El viajero que llega por primera vez a Tánger encontrará a primera vista una ciudad que se parece a algunas del sur de Andalucía, como Algeciras. Pero conforme vaya adentrándose en ella, empezará a respirar un clima muy especial, el de un lugar que ha hecho del cosmopolitismo un modo de vida mirando siempre hacia el mar, un lugar que ama los intercambios comerciales, donde los negocios pueden surgir del modo más inesperado. Además de todo esto, Tánger es una ciudad de grandes desigualdades sociales, con barrios sin asfaltar que son auténticos pozos de miseria, aunque me imagino que la situación habrá mejorado mucho respecto a la que describe Mohamed Chukri en El pan a secas.

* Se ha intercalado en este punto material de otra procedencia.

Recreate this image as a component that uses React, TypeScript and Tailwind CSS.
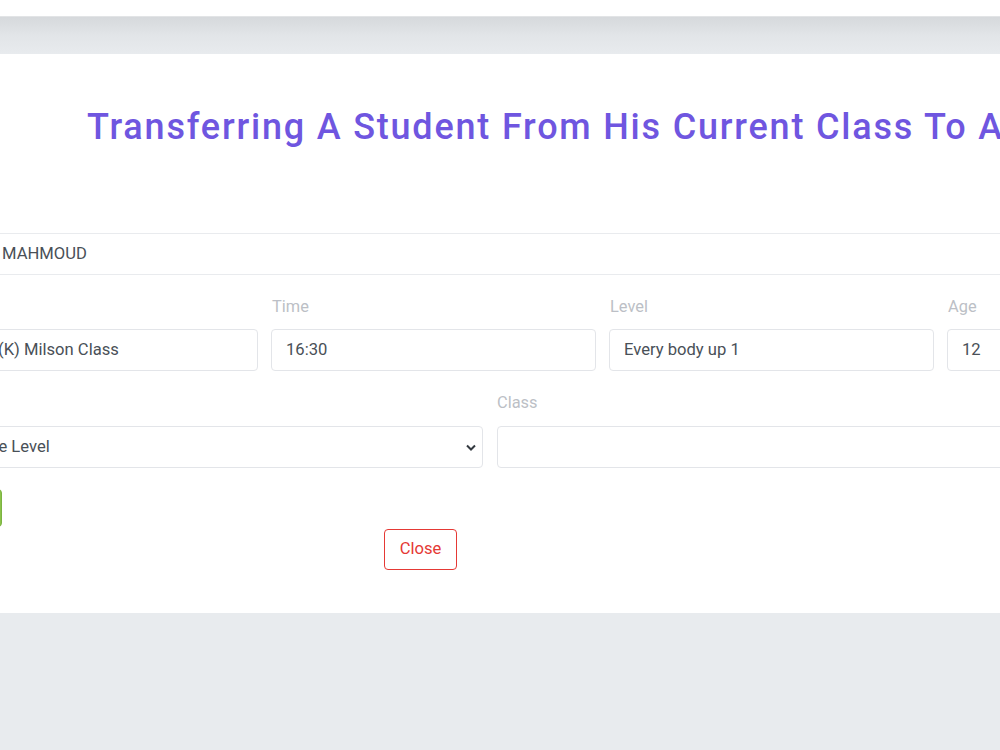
import React from 'react';

const font = { fontFamily: 'Roboto, "Open Sans", Arial, sans-serif' };

function Field({ label, value, pad = 'px-[14px]', hideLabel }: { label: string; value: string; pad?: string; hideLabel?: boolean }) {
  return (
    <div>
      <div className={`h-[24px] text-[16.4px] leading-[24px] text-[#bcbfc6] pl-[1px] ${hideLabel ? 'invisible' : ''}`}>{label}</div>
      <div className={`mt-[10px] h-[42px] rounded-[4px] border border-[#e3e5e9] bg-white flex items-center text-[16.6px] text-[#495057] whitespace-nowrap ${pad}`}>
        {value}
      </div>
    </div>
  );
}

export default function App() {
  return (
    <div className="w-[1000px] h-[750px] overflow-hidden bg-[#e8ebee]" style={font}>
      {/* top strip */}
      <div className="h-[16px] bg-white" />
      <div className="h-[38px] bg-gradient-to-b from-[#d6d9dc] via-[#e2e5e8] to-[#e8ebee] border-t border-[#e2e4e6]" />

      {/* modal body */}
      <div className="h-[559px] bg-white overflow-hidden">
        <div className="ml-[-67px] w-[1338px]">
          <h1 className="pt-[51px] pl-[154px] h-[95px] whitespace-nowrap text-[36px] leading-[44px] font-medium tracking-[1.8px] text-[#6f56e0]">
            Transferring A Student From His Current Class To Another Class
          </h1>

          <div className="mt-[84px] h-[42px] border-y border-[#e9ebee] flex items-center pl-[69px] text-[16.6px] text-[#495057]">
            MAHMOUD
          </div>

          <div className="mt-[20px] grid grid-cols-[325px_325px_325px_325px] gap-x-[13px]">
            <Field label="Class" value="(K) Milson Class" pad="pl-[64px] pr-[14px]" hideLabel />
            <Field label="Time" value="16:30" />
            <Field label="Level" value="Every body up 1" />
            <Field label="Age" value="12" />
          </div>

          <div className="mt-[20px] grid grid-cols-[550px_550px] gap-x-[14px]">
            <div>
              <div className="h-[24px] text-[16px] leading-[24px] text-[#bcbfc6] invisible">Level</div>
              <div className="mt-[11px] h-[42px] rounded-[4px] border border-[#e3e5e9] bg-white pl-[14px] pr-[6px] flex items-center justify-between text-[16.6px] text-[#495057]">
                <span className="ml-[3px] whitespace-nowrap">Choose Level</span>
                <svg width="10" height="7" viewBox="0 0 10 7">
                  <path d="M1 1.5 L5 5.5 L9 1.5" fill="none" stroke="#343a40" strokeWidth="2" />
                </svg>
              </div>
            </div>
            <div>
              <div className="h-[24px] text-[16.4px] leading-[24px] text-[#bcbfc6]">Class</div>
              <div className="mt-[11px] h-[42px] rounded-[4px] border border-[#e3e5e9] bg-white" />
            </div>
          </div>

          <button className="mt-[21px] block w-[69px] h-[38px] rounded-[4px] bg-[#8bc34a] border border-[#7cb342]" />

          <button className="mt-[2px] ml-[451px] block w-[73px] h-[41px] rounded-[4px] border border-[#e53935] bg-white text-[16.6px] text-[#e53935]">
            Close
          </button>
        </div>
      </div>
    </div>
  );
}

El que está considerado uno de los más grandes escritores de Marruecos nació en su región más pobre, el Rif, durante los años del hambre. Su familia se vio obligada a emigrar a Tánger y después a Tetuán para volver más tarde (en solitario) a Tánger. Su infancia va a estar marcada por la figura de su padre, un hombre cruel y borracho que pegaba a su madre, pasaba largas temporadas en la cárcel y llegó a matar, en un arrebato de ira, a su hermano pequeño. Chukri creció en este ambiente sórdido y sin esperanzas, machista y a la vez ultrarreligioso (esa religión que se difunde entre los pobres para que se resignen a su suerte esperando una recompensa en el más allá). Cuando intentaba razonar con su madre acerca de todo esto, se producían entre ambos diálogos como éste:
"Rezaba mucho, imploraba la ayuda de Allah y encendía velas en los mausoleos. Acudía también a las adivinas.
- La libertad, el trabajo y la buena suerte; todo lo dispone Allah y su Profeta - se lamentaba mi madre.
- Pero ¿por qué no nos concede Allah la misma suerte que a los demás? - le preguntaba yo.
- Sólo él lo sabe. Nosotros lo desconocemos todo, y tampoco sabemos preguntar. Él está por encima de todas las cosas."
Así pues, Chudri acabó escapando de su hogar esperando que las cosas le fueran mejor estando solo. Se vio mendigando por un Tánger mísero, gobernado por unos españoles que esperaban terminar quedándose con la posesión de la ciudad internacional, unos españoles que desprecian a sus súbditos musulmanes y fomentan únicamente el miedo al amo colonial. Tánger es un foco de miseria y a la vez de violencia. Por sus calles se pasean proxenetas, prostitutas y pederastas ávidos de experiencias con niños de la calle, como el propio protagonista. No hay ni un atisbo de piedad o de cariño en los recuerdos del autor, solo una existencia en bruto vivida con una especie de neblina permanente en la percepción de la realidad, como si estuviera permanentemente aturdido por un deseo de seguir sobreviviendo, pero sin otras metas, otros objetivos.
La escritura de El pan a secas es árida, sin artificios, tan dura y directa como los acontecimientos que narra. No parece haber en la novela intención alguna de denuncia. La denuncia surge por sí sola ante el estupor del lector frente a una vida cotidiana que por momentos parece emparentarse más con la de un animal guiado meramente por sus instintos que con la de un ser humano. Las peleas son tan brutales como corrientes y las relaciones amorosas están marcadas por un machismo feroz e incuestionable:
""Tafersiti ya empezaba a comportarse como un hombre con una mujer".
- Tienes suerte - le dije.
- ¿Por qué?
- Porque tienes una mujer a tu entera disposición y le pegas cuando quieras.
Halagado, sonrió:
- Tú también tendrás una mujer.
- Puede ser."
A veces la fortuna sonríe a los hombres de la manera más sorprendente. Chukri, que seguramente estaba destinado a ser engullido para siempre por la miseria de Tánger, aprendió a leer y a escribir en prisión y aprovechó la oportunidad de acudir a la escuela primaria en la hermosa ciudad de Larache. La educación y los libros le abrieron un mundo nuevo y unos años después su amigo Paul Bowles dio a conocer, traduciéndola al inglés, la novela que le daría la fama El pan a secas, que los propios marroquíes no pudieron leer, al menos legalmente, hasta el año 2000. Sin duda, como suele suceder en los regímenes autoritarios, los dirigentes temían a la verdad, a la realidad de la existencia cotidiana de muchos de sus conciudadanos, algo que casi siempre confuden conscientemente con esa palabra tan cómica, la impiedad.